Triste effet de la mémoire sélective. Alors que personne n'a jamais gagné autant que toi dans un baquet de F1 (7 titres de champion du monde, 91 victoires en Grands Prix), parfois sous la pluie, souvent devant les tifosi, les premiers souvenirs qui affleurent sont ceux d'accrochages où tu n'a jamais eu le beau rôle. Les deuxièmes, ce sont ceux de ta domination écrasante avec Ferrari : cinq titres consécutifs, 72 victoires. Jamais personne n'avait autant gagné avec le Cheval cabré.
Entre 2000 et 2004, tu avais construit autour de toi une citadelle imprenable avec ton ingénieur Ross Brawn, ton boss Jean Todt et ton coéquipier Rubens Barrichello. Certains ne manquent pas de rappeler que, lors de tes cinq titres chez Ferrari, tu n'a pas eu l'opposition interne que tu méritais (ou que tu as refusée). Lauda a eu Prost (entre autres), Prost a eu Senna. Pas toi. Pourtant, un de tes coéquipiers a bien failli être champion du monde : Eddie Irvine. En 1999, tu t'étais fracturé une jambe à Silverstone. Quelques mois plus tard, tu étais de retour dans le baquet de la Ferrari pour aider l'Irlandais à être champion du monde. En vain. Deux places de deuxième (dont une après que t'as laissé gagner Irvine) ont prouvé ta capacité à te remettre de tout.

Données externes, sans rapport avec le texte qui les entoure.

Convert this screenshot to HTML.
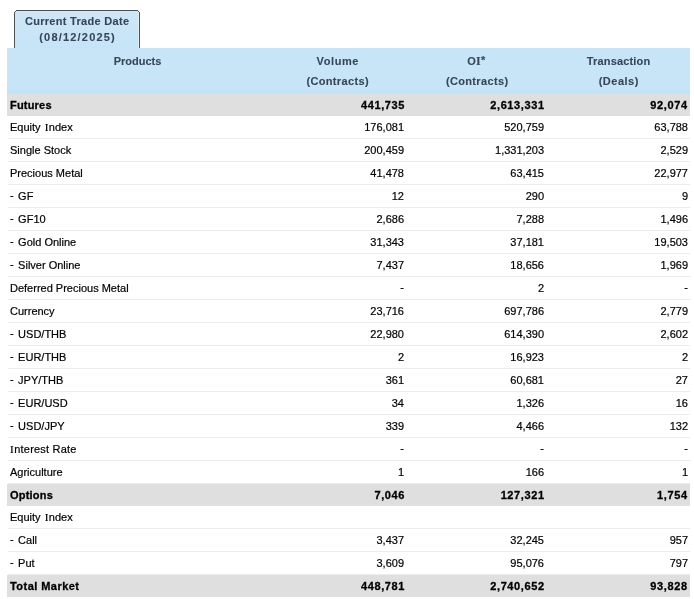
<!DOCTYPE html>
<html><head><meta charset="utf-8">
<style>
html,body{margin:0;padding:0;background:#fff;width:694px;height:599px;overflow:hidden;position:relative;font-family:"Liberation Sans",sans-serif;font-size:11px;color:#000;}
.layer{position:absolute;left:0;top:0;width:694px;height:599px;}
.tl{will-change:transform;-webkit-text-stroke:0.2px currentColor;}
.tab{position:absolute;left:15px;top:11px;width:124px;height:37px;background:linear-gradient(#cfe6f6,#c6e4f8);box-shadow:inset -1px 0 #e0f0f2;clip-path:polygon(1px 0,100% 0,100% 100%,0 100%,0 1px);}
.l{-webkit-text-stroke:0.1px currentColor;position:absolute;left:15px;width:124px;text-align:center;font-weight:bold;color:#364657;white-space:nowrap;line-height:12px;}
.hdr{position:absolute;left:7px;top:48px;width:683px;height:46px;background:linear-gradient(#c8e5f8 0,#c8e5f8 42px,#c2e4fb 42px);}
.h{-webkit-text-stroke:0.1px currentColor;position:absolute;text-align:center;font-weight:bold;color:#364657;white-space:nowrap;line-height:12px;}
.bg{position:absolute;left:7px;width:683px;height:22px;background:#dfdfdf;}
.bw{position:absolute;left:8px;width:682px;height:22px;border-bottom:1px solid #ececec;}
.r{position:absolute;left:7px;width:683px;height:22px;}
.g{font-weight:bold;}
.r span{position:absolute;top:0;line-height:22px;white-space:nowrap;}
.c0{left:3px;}
.d{font-style:normal;margin-right:1.4px;position:relative;top:-1px;}
.dv{font-style:normal;position:relative;top:-1px;}
.si{font-style:normal;font-family:"Liberation Serif",serif;font-size:11px;}
.g{-webkit-text-stroke:0.3px #000;}
.g .c0{letter-spacing:0.2px;}
.g .c1{right:285px;}
.g .c2{right:145.4px;}
.g .c3{right:2.4px;}
.w .c1{right:286px;}
.w .c2{right:146px;}
.w .c3{right:2px;}
.g .c1,.g .c2,.g .c3{letter-spacing:0.6px;}
</style></head><body>
<div class="layer">
<div class="tab"></div>
<div style="position:absolute;left:16px;top:10px;width:122px;height:1px;background:#4c5256"></div>
<div style="position:absolute;left:14px;top:12px;width:1px;height:36px;background:#4c5256"></div>
<div style="position:absolute;left:139px;top:12px;width:1px;height:36px;background:#4c5256"></div>
<div style="position:absolute;left:15px;top:11px;width:1px;height:1px;background:#4c5256"></div>
<div style="position:absolute;left:138px;top:11px;width:1px;height:1px;background:#4c5256"></div>
<div class="hdr"></div>
<div class="bg" style="top:94px"></div>
<div class="bw" style="top:116px"></div>
<div class="bw" style="top:139px"></div>
<div class="bw" style="top:162px"></div>
<div class="bw" style="top:185px"></div>
<div class="bw" style="top:208px"></div>
<div class="bw" style="top:231px"></div>
<div class="bw" style="top:254px"></div>
<div class="bw" style="top:277px"></div>
<div class="bw" style="top:300px"></div>
<div class="bw" style="top:323px"></div>
<div class="bw" style="top:346px"></div>
<div class="bw" style="top:369px"></div>
<div class="bw" style="top:392px"></div>
<div class="bw" style="top:415px"></div>
<div class="bw" style="top:438px"></div>
<div class="bw" style="top:461px"></div>
<div class="bg" style="top:484px"></div>
<div class="bw" style="top:506px"></div>
<div class="bw" style="top:529px"></div>
<div class="bw" style="top:552px"></div>
<div class="bg" style="top:575px"></div>
</div>
<div class="layer tl">
<div class="l" style="top:15px;letter-spacing:0.3px;text-indent:0.3px">Current Trade Date</div>
<div class="l" style="top:31px;letter-spacing:1.2px;text-indent:1.2px">(08/12/2025)</div>
<div class="h" style="left:7px;width:261px;top:55px;letter-spacing:0px;text-indent:0px">Products</div>
<div class="h" style="left:268px;width:139px;top:55px;letter-spacing:0.6px;text-indent:0.6px">Volume</div>
<div class="h" style="left:268px;width:139px;top:75px;letter-spacing:0.35px;text-indent:0.35px">(Contracts)</div>
<div class="h" style="left:407px;width:140px;top:55px;letter-spacing:0.2px;text-indent:-1.4px">O<span style="font-family:'Liberation Serif',serif;font-size:12px;letter-spacing:0.4px">I</span><span style="position:relative;top:-1px">*</span></div>
<div class="h" style="left:407px;width:140px;top:75px;letter-spacing:0.35px;text-indent:0.35px">(Contracts)</div>
<div class="h" style="left:547px;width:143px;top:55px;letter-spacing:0.15px;text-indent:0.15px">Transaction</div>
<div class="h" style="left:547px;width:143px;top:75px;letter-spacing:0.5px;text-indent:0.5px">(Deals)</div>
<div class="r g" style="top:94px"><span class="c0">Futures</span><span class="c1">441,735</span><span class="c2">2,613,331</span><span class="c3">92,074</span></div>
<div class="r w" style="top:116px"><span class="c0">Equity <i class="si" style="margin-left:1px;margin-right:0.5px">I</i>ndex</span><span class="c1">176,081</span><span class="c2">520,759</span><span class="c3">63,788</span></div>
<div class="r w" style="top:139px"><span class="c0">Single Stock</span><span class="c1">200,459</span><span class="c2">1,331,203</span><span class="c3">2,529</span></div>
<div class="r w" style="top:162px"><span class="c0">Precious Metal</span><span class="c1">41,478</span><span class="c2">63,415</span><span class="c3">22,977</span></div>
<div class="r w" style="top:185px"><span class="c0"><i class="d">-</i> GF</span><span class="c1">12</span><span class="c2">290</span><span class="c3">9</span></div>
<div class="r w" style="top:208px"><span class="c0"><i class="d">-</i> GF10</span><span class="c1">2,686</span><span class="c2">7,288</span><span class="c3">1,496</span></div>
<div class="r w" style="top:231px"><span class="c0"><i class="d">-</i> Gold Online</span><span class="c1">31,343</span><span class="c2">37,181</span><span class="c3">19,503</span></div>
<div class="r w" style="top:254px"><span class="c0"><i class="d">-</i> Silver Online</span><span class="c1">7,437</span><span class="c2">18,656</span><span class="c3">1,969</span></div>
<div class="r w" style="top:277px"><span class="c0">Deferred Precious Metal</span><span class="c1"><i class="dv">-</i></span><span class="c2">2</span><span class="c3"><i class="dv">-</i></span></div>
<div class="r w" style="top:300px"><span class="c0">Currency</span><span class="c1">23,716</span><span class="c2">697,786</span><span class="c3">2,779</span></div>
<div class="r w" style="top:323px"><span class="c0"><i class="d">-</i> USD/THB</span><span class="c1">22,980</span><span class="c2">614,390</span><span class="c3">2,602</span></div>
<div class="r w" style="top:346px"><span class="c0"><i class="d">-</i> EUR/THB</span><span class="c1">2</span><span class="c2">16,923</span><span class="c3">2</span></div>
<div class="r w" style="top:369px"><span class="c0"><i class="d">-</i> JPY/THB</span><span class="c1">361</span><span class="c2">60,681</span><span class="c3">27</span></div>
<div class="r w" style="top:392px"><span class="c0"><i class="d">-</i> EUR/USD</span><span class="c1">34</span><span class="c2">1,326</span><span class="c3">16</span></div>
<div class="r w" style="top:415px"><span class="c0"><i class="d">-</i> USD/JPY</span><span class="c1">339</span><span class="c2">4,466</span><span class="c3">132</span></div>
<div class="r w" style="top:438px"><span class="c0"><i class="si" style="margin-right:0.6px">I</i><i style="font-style:normal;letter-spacing:0.2px">nterest Rate</i></span><span class="c1"><i class="dv">-</i></span><span class="c2"><i class="dv">-</i></span><span class="c3"><i class="dv">-</i></span></div>
<div class="r w" style="top:461px"><span class="c0">Agriculture</span><span class="c1">1</span><span class="c2">166</span><span class="c3">1</span></div>
<div class="r g" style="top:484px"><span class="c0">Options</span><span class="c1">7,046</span><span class="c2">127,321</span><span class="c3">1,754</span></div>
<div class="r w" style="top:506px"><span class="c0">Equity <i class="si" style="margin-left:1px;margin-right:0.5px">I</i>ndex</span><span class="c1"></span><span class="c2"></span><span class="c3"></span></div>
<div class="r w" style="top:529px"><span class="c0"><i class="d">-</i> Call</span><span class="c1">3,437</span><span class="c2">32,245</span><span class="c3">957</span></div>
<div class="r w" style="top:552px"><span class="c0"><i class="d">-</i> Put</span><span class="c1">3,609</span><span class="c2">95,076</span><span class="c3">797</span></div>
<div class="r g" style="top:575px"><span class="c0"><i style="font-style:normal;letter-spacing:0.45px">Total Market</i></span><span class="c1">448,781</span><span class="c2">2,740,652</span><span class="c3">93,828</span></div>
</div>
</body></html>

Comme tous les champions qui écrasent leur discipline, c'est dans la défaite qu'on a commencé à davantage à t’apprécier. En 2005, tu as vu émerger Fernando Alonso. Quel duel vous nous aviez offert, à Saint-Marin, en 2005 : 215 millièmes de secondes d'écart à l'arrivée. En ta défaveur. En 2006, tu passas très près du titre. Tu luttas jusqu'au bout (la plupart du temps avec fair-play, allez, on oublie quand tu t'étais arrêté volontairement dans un virage à Monaco pour gêner Alonso en qualifications), et même jusqu'au bout du bout. Ton dernier Grand Prix, splendide, avec retour de la 19e à la 4e place, fut insuffisant dans ta quête d'un huitième titre mondial. A l'issue de cette saison 2006, tu choisis de te retirer, au sommet ou presque.
Mais, quand on a la course dans le sang comme tu l'as, on ne s'en débarrasse comme ça. Et, trois ans plus tard, tu repris du service au volant de la Mercedes pour entamer la saison 2010. Une marque allemande, Ross Brawn à tes côtés et l'expérience de 16 ans de F1 : voila qui avait de l'allure. Mais ton retour ne fut pas un grand succès, loin de là. Paradoxalement, c'est lors de ta moins bonne saison, la dernière, que tu décrochas ton seul podium de ta deuxième carrière, en Europe, derrière deux autres champions du monde, Alonso et Räikkönen. Classe, à 43 ans. En fin de saison, repoussé à une indigne 13e place au championnat du monde, ton plus mauvais classement avec 1991 - où tu n'avais disputé que six courses -, tu décidas de te retirer. Ne t'inquiète pas, avec Sebastian Vettel, l'avenir de la F1 en Allemagne est assuré.
En ce vendredi 3 janvier 2014, tu fêtes ton 45e anniversaire. Cela fait à peine plus d'un an que tu as lâché le volant mais tu ne peux pas t'empêcher de continuer à faire du sport. On t'a toujours vu ballon au pied, toi le grand amateur de foot. Après ta première retraite, on t'a souvent vu à moto. Après la deuxième, on a évoqué un temps une possible reconversion dans le rodéo, toi qui avais l'habitude de faire tourner tes adversaires en bourrique. Mais, finalement, non, depuis ton départ des circuits, tu avais choisi de te faire discret, préférant la sérénité familiale au brouhaha des paddocks.
On te comprend, mais nous, on a envie que tu nous fasses partager ton expertise, par écrit ou au micro, comme tes anciens rivaux Alain Prost ou Jacques Villeneuve. On a encore envie de voir ce sourire carnassier qui a incarné la F1 pendant tant d'années et, au-delà, une certaine idée de l'excellence. Alors, résiste à la tentation d'aller refaire la course là-haut avec Senna et reste avec nous.
Joyeux anniversaire Michael et à très bientôt."